⟨

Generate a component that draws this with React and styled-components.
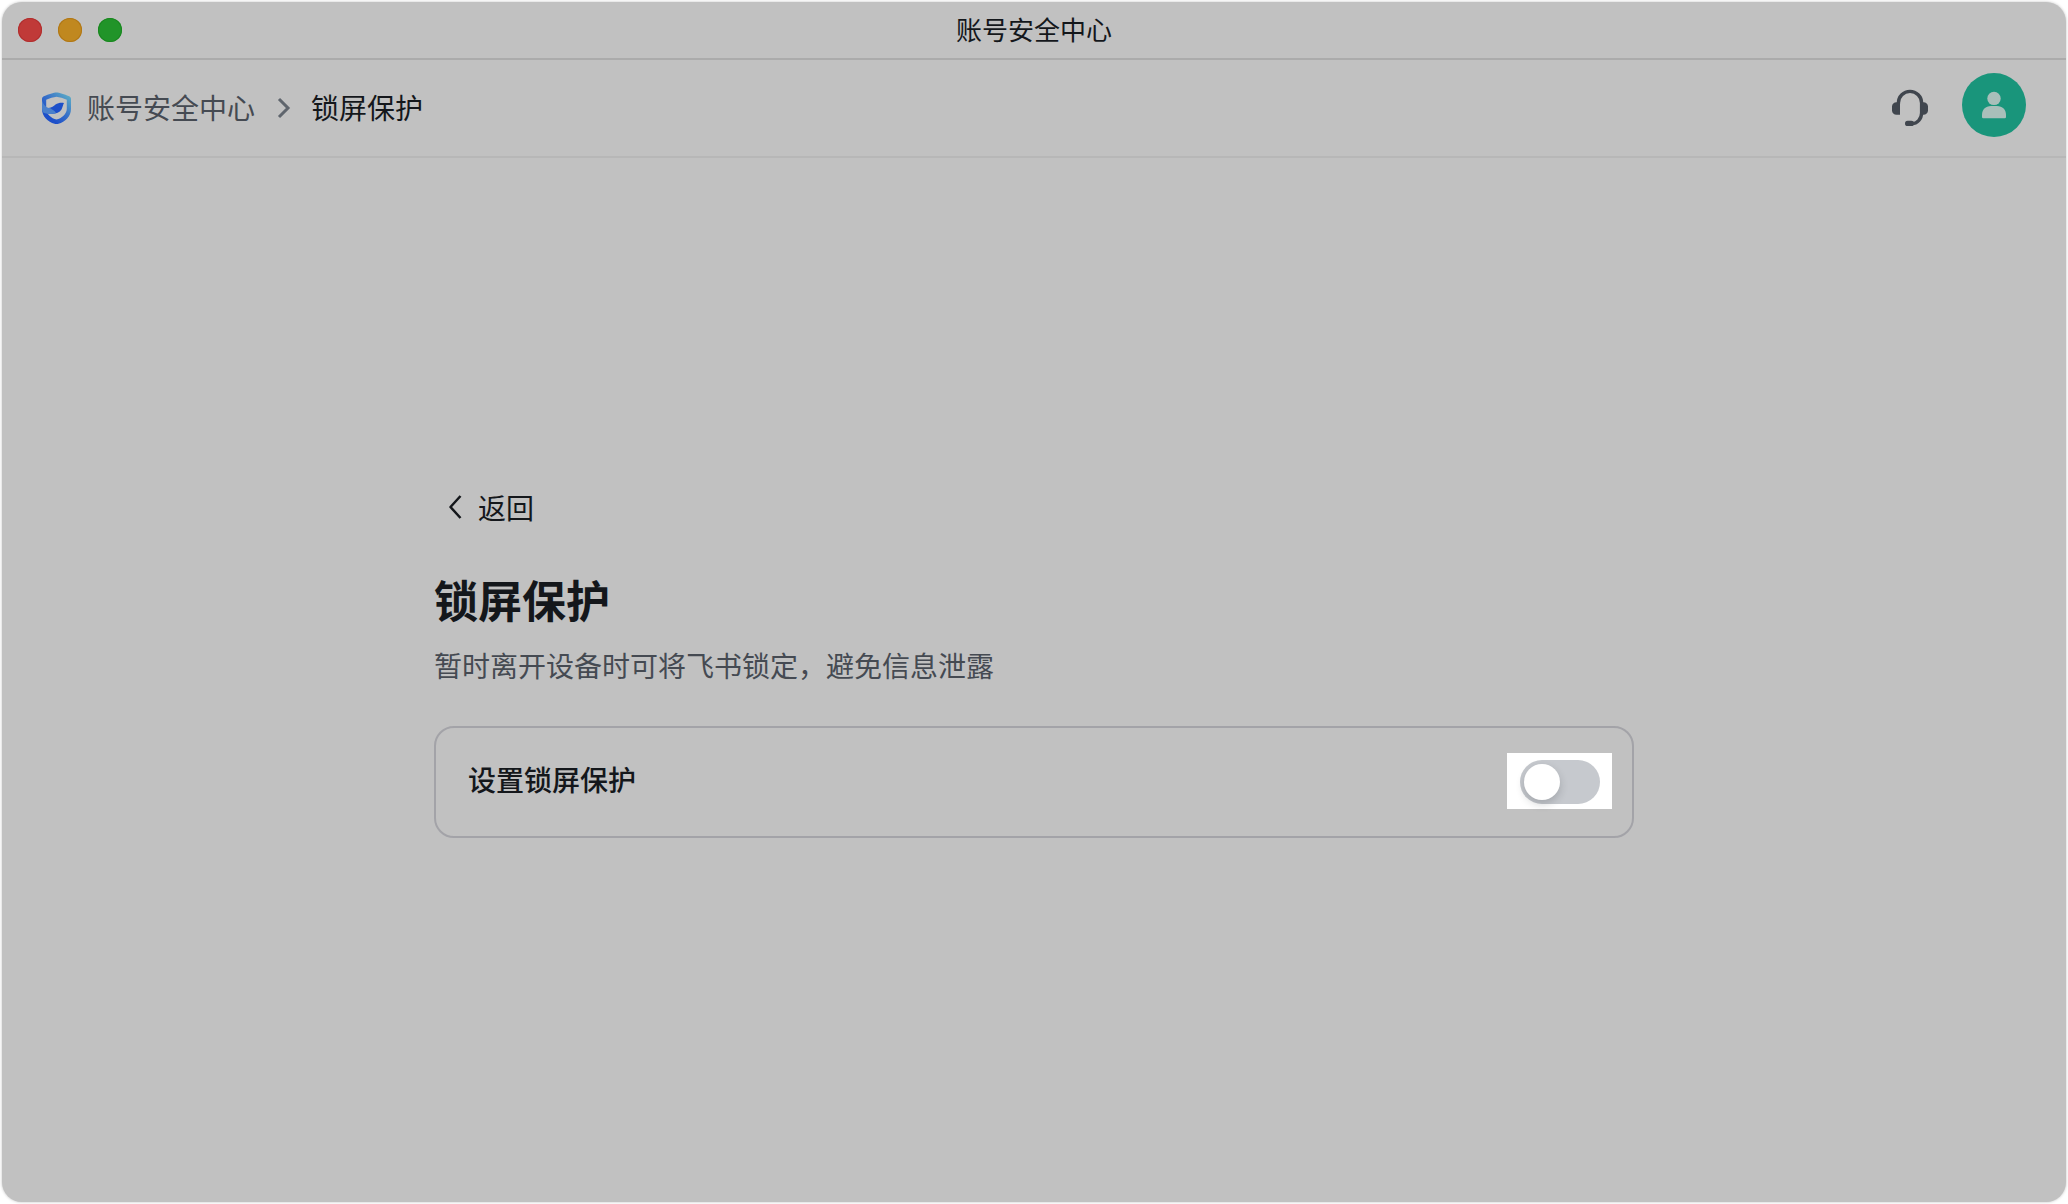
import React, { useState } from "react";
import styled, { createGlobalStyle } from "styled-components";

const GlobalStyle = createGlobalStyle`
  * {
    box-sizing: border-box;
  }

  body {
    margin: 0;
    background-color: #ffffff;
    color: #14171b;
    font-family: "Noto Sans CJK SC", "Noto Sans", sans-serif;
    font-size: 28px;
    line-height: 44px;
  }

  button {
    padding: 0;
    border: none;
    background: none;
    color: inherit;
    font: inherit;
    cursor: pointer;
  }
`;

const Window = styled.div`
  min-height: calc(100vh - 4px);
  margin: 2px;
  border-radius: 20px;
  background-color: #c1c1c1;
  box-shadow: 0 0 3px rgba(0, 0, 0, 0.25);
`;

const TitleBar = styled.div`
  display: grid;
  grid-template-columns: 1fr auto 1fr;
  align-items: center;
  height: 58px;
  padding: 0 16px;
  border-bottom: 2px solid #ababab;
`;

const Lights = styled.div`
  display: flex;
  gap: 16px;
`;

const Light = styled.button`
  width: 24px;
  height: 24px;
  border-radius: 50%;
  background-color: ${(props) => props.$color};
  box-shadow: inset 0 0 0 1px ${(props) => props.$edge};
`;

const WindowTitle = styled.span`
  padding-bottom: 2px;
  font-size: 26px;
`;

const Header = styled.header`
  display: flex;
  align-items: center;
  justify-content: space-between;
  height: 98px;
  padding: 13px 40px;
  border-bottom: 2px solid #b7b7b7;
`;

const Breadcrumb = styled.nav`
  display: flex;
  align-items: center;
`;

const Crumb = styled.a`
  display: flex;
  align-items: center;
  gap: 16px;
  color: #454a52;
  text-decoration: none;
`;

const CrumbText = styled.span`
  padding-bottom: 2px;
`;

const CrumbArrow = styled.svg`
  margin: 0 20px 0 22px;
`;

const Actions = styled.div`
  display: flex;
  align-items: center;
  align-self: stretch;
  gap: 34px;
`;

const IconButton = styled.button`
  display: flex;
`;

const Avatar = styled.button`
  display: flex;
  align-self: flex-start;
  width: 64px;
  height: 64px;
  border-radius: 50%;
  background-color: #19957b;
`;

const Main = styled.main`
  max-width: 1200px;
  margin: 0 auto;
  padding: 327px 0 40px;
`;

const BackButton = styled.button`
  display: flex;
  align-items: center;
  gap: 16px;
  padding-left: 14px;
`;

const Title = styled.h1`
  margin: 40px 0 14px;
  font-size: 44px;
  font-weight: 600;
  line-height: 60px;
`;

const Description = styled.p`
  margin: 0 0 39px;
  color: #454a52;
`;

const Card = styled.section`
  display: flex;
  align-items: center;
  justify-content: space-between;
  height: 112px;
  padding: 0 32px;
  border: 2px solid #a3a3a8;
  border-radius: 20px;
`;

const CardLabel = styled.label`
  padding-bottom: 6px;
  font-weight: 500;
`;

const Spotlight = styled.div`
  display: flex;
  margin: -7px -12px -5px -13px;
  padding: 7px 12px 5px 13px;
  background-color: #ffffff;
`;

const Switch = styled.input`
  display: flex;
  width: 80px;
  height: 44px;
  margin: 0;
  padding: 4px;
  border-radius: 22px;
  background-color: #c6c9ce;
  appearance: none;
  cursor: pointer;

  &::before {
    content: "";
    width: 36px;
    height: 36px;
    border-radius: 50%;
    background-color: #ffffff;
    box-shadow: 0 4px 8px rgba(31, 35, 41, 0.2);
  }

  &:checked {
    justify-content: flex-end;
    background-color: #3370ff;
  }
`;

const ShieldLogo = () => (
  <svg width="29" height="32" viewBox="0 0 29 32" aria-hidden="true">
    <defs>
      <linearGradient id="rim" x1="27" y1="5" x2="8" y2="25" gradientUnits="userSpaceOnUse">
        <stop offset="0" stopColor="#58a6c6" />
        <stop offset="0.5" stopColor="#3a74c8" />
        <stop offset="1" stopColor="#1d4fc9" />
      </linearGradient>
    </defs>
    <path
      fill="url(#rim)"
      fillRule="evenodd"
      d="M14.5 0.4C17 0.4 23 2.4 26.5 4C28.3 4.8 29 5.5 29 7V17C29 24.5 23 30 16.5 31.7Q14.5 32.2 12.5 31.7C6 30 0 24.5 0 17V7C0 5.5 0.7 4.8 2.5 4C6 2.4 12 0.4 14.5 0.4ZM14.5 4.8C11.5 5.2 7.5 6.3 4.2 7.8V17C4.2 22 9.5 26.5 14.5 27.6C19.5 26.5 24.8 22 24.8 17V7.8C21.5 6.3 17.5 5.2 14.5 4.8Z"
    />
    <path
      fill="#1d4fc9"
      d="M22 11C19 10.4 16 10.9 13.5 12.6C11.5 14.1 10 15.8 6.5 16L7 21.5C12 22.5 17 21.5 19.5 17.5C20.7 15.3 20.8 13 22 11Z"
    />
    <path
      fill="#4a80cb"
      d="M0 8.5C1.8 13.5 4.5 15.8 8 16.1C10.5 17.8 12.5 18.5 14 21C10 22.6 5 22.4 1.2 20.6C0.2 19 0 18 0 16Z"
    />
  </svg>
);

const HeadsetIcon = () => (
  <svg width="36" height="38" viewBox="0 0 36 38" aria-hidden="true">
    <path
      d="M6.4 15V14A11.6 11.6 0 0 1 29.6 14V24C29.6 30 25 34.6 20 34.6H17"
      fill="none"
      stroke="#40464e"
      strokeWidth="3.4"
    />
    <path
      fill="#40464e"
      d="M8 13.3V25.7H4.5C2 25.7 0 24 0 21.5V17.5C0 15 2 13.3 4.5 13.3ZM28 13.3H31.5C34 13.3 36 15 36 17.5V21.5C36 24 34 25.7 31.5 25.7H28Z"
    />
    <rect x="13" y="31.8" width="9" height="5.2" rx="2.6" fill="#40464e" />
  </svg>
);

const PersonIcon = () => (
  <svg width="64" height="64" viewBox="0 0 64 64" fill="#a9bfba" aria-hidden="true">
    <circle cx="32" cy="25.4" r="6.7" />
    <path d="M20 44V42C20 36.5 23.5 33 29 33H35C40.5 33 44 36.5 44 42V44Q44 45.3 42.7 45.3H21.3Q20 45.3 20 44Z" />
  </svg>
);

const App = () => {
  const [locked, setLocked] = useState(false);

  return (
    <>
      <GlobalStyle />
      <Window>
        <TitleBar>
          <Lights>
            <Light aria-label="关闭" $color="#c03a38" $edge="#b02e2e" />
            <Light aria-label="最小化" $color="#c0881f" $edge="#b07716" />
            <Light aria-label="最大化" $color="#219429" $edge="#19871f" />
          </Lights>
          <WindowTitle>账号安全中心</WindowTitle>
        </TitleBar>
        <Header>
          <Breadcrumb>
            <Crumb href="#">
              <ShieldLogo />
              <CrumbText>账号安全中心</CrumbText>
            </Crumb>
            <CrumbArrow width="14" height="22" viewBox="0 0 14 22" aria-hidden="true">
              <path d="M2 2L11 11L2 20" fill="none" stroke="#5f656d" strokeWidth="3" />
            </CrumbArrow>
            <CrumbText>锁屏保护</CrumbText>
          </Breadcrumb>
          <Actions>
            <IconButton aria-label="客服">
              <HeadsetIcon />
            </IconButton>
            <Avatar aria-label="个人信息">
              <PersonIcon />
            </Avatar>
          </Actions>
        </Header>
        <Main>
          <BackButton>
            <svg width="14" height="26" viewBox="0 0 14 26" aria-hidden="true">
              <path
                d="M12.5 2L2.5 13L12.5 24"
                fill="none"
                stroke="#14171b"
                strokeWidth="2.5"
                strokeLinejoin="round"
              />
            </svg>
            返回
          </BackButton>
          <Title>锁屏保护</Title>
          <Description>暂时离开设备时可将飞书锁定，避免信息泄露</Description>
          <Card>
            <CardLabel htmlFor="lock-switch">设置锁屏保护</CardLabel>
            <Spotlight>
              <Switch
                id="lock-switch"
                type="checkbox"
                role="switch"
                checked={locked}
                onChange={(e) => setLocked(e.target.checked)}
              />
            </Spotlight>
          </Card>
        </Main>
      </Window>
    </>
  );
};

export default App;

⟩

▶ _What you have to do_
Tally the lines of the listing that include "React". Reply with nothing but the count.

▶ _Written response_
2